Now, there’s some room for maneuvering, and exceptions and whatall. But not as the standard. Not as the sign of the times. Not as the basis of a myth we’ve created for ourselves.
I think we can do better. Does it need to kill a book? No. But like with trauma, culturally sensitive things should be handled, well, sensitively. I’d like us all to examine what it is we seek to accomplish with characters that look half the age of their hopeful-lovers, and ask if there’s enough in that goal to warrant the potential harm in teaching children who read these stories that adults can’t be held responsible for romantically treating minors like adults, and in immunizing adults from the things we as society know to be inappropriate, regardless of what the laws say.

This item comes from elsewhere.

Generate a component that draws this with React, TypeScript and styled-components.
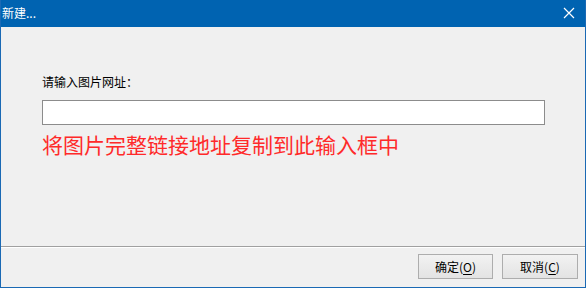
import React, { useState } from "react";
import styled, { createGlobalStyle } from "styled-components";

const GlobalStyle = createGlobalStyle`
  html, body {
    margin: 0;
    padding: 0;
    background: #f0f0f0;
  }
  body {
    font-family: "Noto Sans CJK SC", "Liberation Sans", sans-serif;
  }
`;

const Window = styled.div`
  width: 586px;
  height: 288px;
  box-sizing: border-box;
  display: flex;
  flex-direction: column;
  background: #f0f0f0;
  border: 1px solid #1a69b4;
  border-top: none;
  overflow: hidden;
`;

const TitleBar = styled.div`
  height: 26px;
  flex: 0 0 26px;
  background: #0063b1;
  display: flex;
  align-items: center;
  justify-content: space-between;
  padding: 0 9px 1px 2px;
  margin: 0 -1px;
  color: #ffffff;
`;

const Title = styled.span`
  font-size: 12px;
  line-height: 16px;
`;

const CloseButton = styled.button`
  width: 16px;
  height: 16px;
  padding: 0;
  border: none;
  background: transparent;
  display: flex;
  align-items: center;
  justify-content: center;
`;

const Body = styled.div`
  flex: 1;
  display: flex;
  flex-direction: column;
  padding: 47px 40px 0 41px;
`;

const Label = styled.label`
  font-size: 12px;
  line-height: 16px;
  color: #000000;
  margin-bottom: 10px;
`;

const UrlInput = styled.input`
  box-sizing: border-box;
  width: 503px;
  height: 25px;
  border: 1px solid #8c8c8c;
  background: #ffffff;
  outline: none;
  padding: 0 4px;
  font-size: 12px;
`;

const Hint = styled.div`
  margin-top: 6px;
  font-size: 21px;
  line-height: 26px;
  color: #ff2a2a;
`;

const Footer = styled.div`
  border-top: 1px solid #a0a0a0;
  box-shadow: inset 0 1px 0 #ffffff;
  padding: 7px 7px 8px 0;
  display: flex;
  justify-content: flex-end;
  gap: 9px;
`;

const DialogButton = styled.button<{ $wide?: boolean }>`
  box-sizing: border-box;
  width: ${(p) => (p.$wide ? 76 : 75)}px;
  height: 25px;
  border: 1px solid #adadad;
  background: linear-gradient(#f2f2f2, #e3e3e3);
  font-family: "Noto Sans CJK SC", "Liberation Sans", sans-serif;
  font-size: 12px;
  color: #000000;
  padding: 0;
  display: flex;
  align-items: center;
  justify-content: center;

  u {
    text-underline-offset: 2px;
  }
`;

const CloseIcon = () => (
  <svg width="12" height="12" viewBox="0 0 12 12">
    <path d="M1 1 L11 11 M11 1 L1 11" stroke="#ffffff" strokeWidth="1.2" fill="none" />
  </svg>
);

export default function App() {
  const [url, setUrl] = useState("");

  return (
    <>
      <GlobalStyle />
      <Window>
        <TitleBar>
          <Title>新建...</Title>
          <CloseButton aria-label="关闭">
            <CloseIcon />
          </CloseButton>
        </TitleBar>
        <Body>
          <Label htmlFor="url">请输入图片网址：</Label>
          <UrlInput id="url" value={url} onChange={(e) => setUrl(e.target.value)} />
          <Hint>将图片完整链接地址复制到此输入框中</Hint>
        </Body>
        <Footer>
          <DialogButton>
            确定(<u>O</u>)
          </DialogButton>
          <DialogButton $wide>
            取消(<u>C</u>)
          </DialogButton>
        </Footer>
      </Window>
    </>
  );
}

If we’re imagining worlds to take us away from this one, let’s not forget to evaluate what we think our new-version of humans would find acceptable for their partnering, and if we can’t imagine it for ourselves, let’s at least use something other than exceptional historical circumstances guide us. Some people juggle geese. But most people marry someone around their age or experience level, and that age is well after puberty strikes.